**Your goal**: Search the material for the word "React" and report each line where it turns up.

**Records for this task**:
□ □ □ □

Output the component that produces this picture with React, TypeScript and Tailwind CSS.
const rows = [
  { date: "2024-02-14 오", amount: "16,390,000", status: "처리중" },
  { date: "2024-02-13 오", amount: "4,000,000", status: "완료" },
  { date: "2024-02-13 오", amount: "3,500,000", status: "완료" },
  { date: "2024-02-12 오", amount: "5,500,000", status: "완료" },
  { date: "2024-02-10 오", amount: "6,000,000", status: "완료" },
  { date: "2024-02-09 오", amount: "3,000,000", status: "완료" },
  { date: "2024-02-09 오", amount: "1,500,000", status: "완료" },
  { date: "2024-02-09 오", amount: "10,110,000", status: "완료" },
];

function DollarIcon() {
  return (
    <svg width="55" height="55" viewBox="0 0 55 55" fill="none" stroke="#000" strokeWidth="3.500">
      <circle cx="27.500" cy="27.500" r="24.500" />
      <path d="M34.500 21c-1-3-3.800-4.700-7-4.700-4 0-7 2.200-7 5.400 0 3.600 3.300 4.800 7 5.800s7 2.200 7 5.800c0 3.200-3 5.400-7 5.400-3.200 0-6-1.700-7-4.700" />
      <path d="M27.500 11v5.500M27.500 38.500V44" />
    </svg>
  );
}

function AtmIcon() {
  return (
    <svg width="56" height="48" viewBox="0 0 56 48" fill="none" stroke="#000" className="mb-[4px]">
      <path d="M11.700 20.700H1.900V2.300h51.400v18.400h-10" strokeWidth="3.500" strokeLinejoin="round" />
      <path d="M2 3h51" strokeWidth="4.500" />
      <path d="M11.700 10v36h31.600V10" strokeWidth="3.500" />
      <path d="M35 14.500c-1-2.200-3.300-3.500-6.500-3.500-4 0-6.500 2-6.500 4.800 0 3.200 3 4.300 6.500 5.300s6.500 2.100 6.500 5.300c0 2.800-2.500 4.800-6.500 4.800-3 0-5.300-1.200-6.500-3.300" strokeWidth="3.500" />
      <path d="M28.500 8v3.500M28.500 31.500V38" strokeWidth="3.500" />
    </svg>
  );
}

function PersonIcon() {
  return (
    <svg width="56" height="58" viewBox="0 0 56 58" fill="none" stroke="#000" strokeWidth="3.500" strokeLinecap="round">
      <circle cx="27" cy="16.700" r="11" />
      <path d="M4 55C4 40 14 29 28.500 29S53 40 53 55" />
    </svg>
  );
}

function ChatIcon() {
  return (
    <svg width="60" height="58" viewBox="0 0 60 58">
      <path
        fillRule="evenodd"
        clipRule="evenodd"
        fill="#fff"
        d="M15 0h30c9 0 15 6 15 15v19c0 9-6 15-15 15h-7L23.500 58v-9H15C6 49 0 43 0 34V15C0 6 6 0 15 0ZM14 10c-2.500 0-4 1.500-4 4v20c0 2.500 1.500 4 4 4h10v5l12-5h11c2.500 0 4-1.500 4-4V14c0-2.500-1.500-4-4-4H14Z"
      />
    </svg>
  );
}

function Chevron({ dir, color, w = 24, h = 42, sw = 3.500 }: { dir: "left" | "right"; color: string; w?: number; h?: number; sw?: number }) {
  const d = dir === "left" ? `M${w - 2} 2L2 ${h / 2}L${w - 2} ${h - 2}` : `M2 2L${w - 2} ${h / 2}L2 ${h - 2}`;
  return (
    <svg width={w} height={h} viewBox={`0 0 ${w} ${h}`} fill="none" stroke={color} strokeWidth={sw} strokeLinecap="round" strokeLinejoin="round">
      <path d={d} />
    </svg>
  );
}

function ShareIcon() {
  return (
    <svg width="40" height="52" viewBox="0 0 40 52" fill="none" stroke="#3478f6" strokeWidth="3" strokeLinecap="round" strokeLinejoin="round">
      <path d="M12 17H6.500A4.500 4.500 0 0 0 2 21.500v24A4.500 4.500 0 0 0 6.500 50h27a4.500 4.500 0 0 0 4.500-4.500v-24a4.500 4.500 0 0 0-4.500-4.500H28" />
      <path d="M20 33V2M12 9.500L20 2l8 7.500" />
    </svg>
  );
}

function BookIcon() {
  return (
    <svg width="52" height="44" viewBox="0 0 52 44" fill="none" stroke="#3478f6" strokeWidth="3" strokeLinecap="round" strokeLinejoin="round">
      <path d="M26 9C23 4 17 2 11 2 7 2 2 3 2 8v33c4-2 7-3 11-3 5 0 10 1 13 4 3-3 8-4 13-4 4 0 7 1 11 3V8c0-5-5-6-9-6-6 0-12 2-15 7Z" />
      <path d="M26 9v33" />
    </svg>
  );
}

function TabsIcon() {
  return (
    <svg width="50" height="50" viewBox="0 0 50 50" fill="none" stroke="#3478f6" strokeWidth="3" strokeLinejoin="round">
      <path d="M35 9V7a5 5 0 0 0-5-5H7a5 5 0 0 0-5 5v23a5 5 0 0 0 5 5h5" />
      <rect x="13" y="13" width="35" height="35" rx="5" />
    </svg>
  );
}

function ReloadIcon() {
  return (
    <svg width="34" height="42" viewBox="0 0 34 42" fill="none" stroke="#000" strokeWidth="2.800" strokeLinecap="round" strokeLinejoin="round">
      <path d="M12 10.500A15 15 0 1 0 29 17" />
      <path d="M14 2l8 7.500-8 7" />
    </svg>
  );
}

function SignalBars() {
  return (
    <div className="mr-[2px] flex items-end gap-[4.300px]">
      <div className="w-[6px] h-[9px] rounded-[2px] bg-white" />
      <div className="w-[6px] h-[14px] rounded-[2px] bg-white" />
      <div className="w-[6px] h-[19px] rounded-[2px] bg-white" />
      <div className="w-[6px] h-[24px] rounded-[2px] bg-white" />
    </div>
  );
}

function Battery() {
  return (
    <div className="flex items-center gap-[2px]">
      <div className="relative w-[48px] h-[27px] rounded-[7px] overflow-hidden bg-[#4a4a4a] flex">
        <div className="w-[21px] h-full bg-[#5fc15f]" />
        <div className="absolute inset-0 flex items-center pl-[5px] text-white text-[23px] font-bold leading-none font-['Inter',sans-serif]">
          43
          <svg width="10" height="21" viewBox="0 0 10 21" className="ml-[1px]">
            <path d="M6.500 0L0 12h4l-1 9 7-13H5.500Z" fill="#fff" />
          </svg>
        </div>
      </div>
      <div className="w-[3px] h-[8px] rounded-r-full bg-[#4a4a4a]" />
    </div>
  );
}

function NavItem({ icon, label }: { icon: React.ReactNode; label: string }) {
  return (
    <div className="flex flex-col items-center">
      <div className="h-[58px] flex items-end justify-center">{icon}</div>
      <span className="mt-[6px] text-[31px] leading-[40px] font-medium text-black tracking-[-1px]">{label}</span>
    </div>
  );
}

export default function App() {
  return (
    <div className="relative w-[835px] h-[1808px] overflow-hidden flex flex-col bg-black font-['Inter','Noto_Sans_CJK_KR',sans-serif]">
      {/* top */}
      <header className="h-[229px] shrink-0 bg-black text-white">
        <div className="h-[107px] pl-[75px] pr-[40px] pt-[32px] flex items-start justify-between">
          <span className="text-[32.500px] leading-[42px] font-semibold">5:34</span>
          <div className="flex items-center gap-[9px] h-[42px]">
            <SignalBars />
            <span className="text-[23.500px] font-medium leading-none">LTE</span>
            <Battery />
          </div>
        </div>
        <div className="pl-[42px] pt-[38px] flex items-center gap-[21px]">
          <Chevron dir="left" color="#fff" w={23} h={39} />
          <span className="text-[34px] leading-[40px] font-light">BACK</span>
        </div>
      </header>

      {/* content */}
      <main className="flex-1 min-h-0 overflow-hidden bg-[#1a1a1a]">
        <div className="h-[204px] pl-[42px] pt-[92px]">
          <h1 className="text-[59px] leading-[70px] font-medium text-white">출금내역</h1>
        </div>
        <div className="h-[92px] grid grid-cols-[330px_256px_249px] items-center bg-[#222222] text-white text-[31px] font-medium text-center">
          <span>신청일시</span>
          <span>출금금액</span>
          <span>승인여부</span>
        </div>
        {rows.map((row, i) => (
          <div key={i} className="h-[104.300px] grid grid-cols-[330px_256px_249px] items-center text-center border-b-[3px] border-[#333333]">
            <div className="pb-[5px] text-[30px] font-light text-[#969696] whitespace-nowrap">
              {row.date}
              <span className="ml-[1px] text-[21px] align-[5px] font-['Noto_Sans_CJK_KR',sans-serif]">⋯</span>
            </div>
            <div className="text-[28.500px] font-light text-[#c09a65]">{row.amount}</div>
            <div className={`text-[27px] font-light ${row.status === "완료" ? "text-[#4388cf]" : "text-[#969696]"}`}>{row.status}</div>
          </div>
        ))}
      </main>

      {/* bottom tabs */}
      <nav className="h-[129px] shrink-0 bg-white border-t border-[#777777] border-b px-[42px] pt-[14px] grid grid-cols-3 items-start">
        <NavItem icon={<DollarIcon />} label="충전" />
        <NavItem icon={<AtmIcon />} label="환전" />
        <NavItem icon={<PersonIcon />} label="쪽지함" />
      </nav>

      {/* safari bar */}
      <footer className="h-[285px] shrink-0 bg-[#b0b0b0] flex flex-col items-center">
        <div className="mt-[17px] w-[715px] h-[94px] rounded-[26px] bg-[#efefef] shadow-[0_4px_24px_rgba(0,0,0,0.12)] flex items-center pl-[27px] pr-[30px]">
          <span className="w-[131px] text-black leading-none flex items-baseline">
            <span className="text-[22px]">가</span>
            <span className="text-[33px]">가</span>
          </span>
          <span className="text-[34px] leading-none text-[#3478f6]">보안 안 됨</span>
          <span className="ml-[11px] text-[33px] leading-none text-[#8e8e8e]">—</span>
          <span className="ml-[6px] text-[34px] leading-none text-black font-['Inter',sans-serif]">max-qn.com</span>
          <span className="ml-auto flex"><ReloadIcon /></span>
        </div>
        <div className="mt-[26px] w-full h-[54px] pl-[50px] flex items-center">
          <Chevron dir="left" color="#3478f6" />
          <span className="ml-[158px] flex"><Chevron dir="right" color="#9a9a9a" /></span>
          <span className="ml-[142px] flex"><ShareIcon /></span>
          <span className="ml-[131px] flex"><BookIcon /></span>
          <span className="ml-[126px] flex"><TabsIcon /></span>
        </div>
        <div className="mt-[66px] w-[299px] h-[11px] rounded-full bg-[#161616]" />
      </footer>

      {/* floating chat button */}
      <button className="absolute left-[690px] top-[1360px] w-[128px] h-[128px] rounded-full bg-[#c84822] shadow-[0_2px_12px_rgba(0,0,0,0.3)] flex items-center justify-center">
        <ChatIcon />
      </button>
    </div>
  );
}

□ □ □ □

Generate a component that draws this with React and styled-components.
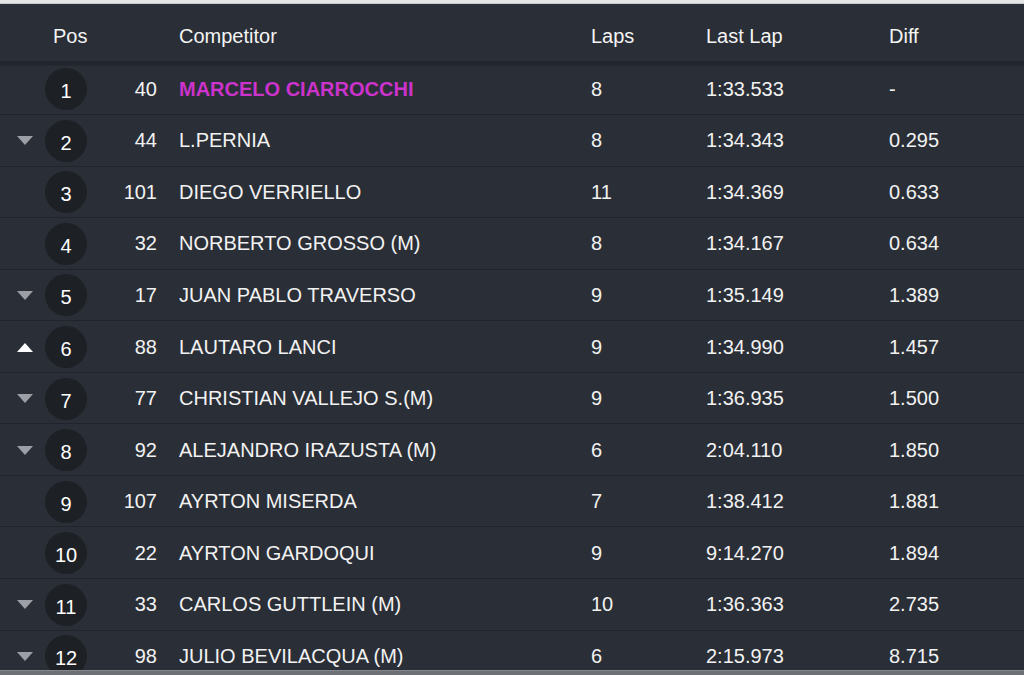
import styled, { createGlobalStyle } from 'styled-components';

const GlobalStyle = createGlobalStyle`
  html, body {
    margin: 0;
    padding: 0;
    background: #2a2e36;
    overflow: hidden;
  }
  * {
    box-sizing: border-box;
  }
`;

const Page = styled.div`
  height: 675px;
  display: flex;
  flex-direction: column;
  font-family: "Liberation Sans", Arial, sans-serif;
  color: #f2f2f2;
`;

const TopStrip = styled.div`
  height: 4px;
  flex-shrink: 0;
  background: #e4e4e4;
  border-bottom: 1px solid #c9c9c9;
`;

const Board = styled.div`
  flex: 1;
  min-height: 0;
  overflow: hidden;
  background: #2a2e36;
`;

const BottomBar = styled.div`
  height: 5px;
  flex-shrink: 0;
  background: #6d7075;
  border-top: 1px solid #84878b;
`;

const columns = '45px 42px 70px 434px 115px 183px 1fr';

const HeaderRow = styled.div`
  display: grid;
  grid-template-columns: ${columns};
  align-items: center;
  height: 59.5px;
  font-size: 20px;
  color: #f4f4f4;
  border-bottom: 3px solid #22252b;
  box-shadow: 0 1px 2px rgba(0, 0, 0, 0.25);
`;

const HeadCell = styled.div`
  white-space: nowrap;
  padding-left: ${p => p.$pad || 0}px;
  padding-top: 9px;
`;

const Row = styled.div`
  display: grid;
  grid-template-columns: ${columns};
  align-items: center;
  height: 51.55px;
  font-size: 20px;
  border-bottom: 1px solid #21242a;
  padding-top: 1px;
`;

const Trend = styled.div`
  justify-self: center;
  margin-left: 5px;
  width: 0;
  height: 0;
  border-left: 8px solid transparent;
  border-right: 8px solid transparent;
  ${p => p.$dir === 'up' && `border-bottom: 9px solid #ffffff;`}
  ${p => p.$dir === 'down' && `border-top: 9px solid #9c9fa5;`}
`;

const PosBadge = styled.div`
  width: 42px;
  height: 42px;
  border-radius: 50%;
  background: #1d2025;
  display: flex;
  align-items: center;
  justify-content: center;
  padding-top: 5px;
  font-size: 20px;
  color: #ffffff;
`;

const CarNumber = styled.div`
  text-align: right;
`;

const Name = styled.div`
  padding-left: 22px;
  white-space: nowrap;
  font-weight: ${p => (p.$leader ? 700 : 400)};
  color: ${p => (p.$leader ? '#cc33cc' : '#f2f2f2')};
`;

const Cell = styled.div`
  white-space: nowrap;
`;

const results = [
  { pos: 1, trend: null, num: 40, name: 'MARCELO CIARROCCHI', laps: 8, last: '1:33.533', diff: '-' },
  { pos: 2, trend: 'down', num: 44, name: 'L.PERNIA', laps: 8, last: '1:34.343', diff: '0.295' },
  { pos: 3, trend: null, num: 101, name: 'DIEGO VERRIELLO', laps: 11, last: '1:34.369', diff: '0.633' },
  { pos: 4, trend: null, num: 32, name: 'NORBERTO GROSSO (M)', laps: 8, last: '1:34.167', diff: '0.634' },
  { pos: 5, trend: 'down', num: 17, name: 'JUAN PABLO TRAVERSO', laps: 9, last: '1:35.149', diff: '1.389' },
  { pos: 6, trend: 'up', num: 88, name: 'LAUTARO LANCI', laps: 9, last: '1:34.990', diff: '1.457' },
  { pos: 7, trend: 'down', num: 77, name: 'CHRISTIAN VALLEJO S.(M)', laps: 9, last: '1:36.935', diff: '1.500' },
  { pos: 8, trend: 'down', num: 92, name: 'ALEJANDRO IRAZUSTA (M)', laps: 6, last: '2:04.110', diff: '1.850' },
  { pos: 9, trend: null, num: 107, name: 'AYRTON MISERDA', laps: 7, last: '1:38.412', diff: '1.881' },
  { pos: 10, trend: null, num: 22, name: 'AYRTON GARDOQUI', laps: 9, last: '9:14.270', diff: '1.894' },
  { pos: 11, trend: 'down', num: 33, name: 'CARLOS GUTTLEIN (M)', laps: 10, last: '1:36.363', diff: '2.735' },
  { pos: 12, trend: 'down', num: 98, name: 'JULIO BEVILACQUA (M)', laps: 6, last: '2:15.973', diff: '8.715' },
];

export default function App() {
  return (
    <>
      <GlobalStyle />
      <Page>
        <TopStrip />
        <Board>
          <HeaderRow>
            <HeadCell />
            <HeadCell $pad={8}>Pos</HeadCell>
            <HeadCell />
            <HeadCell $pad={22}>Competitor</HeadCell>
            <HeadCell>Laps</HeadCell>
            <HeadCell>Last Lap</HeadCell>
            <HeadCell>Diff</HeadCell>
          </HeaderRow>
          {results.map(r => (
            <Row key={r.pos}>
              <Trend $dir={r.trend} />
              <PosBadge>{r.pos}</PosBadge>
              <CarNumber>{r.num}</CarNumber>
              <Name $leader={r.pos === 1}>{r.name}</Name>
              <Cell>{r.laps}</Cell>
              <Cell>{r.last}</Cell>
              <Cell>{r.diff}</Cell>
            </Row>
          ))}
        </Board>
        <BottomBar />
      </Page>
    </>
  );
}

□ □ □ □

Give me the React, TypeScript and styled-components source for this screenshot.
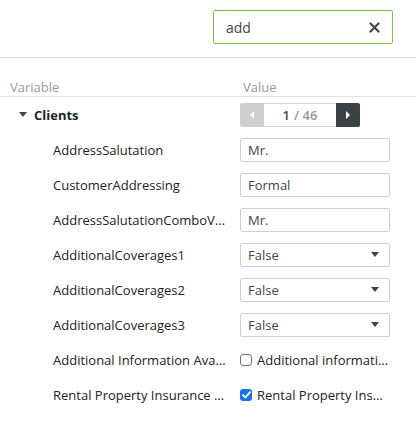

□ □ □ □

**Response to the exercise**:
Output the component that produces this picture with React, TypeScript and Tailwind CSS.
function NavItem({ icon, label }: { icon: React.ReactNode; label: string }) {
Generate a component that draws this with React and styled-components.
Give me the React, TypeScript and styled-components source for this screenshot.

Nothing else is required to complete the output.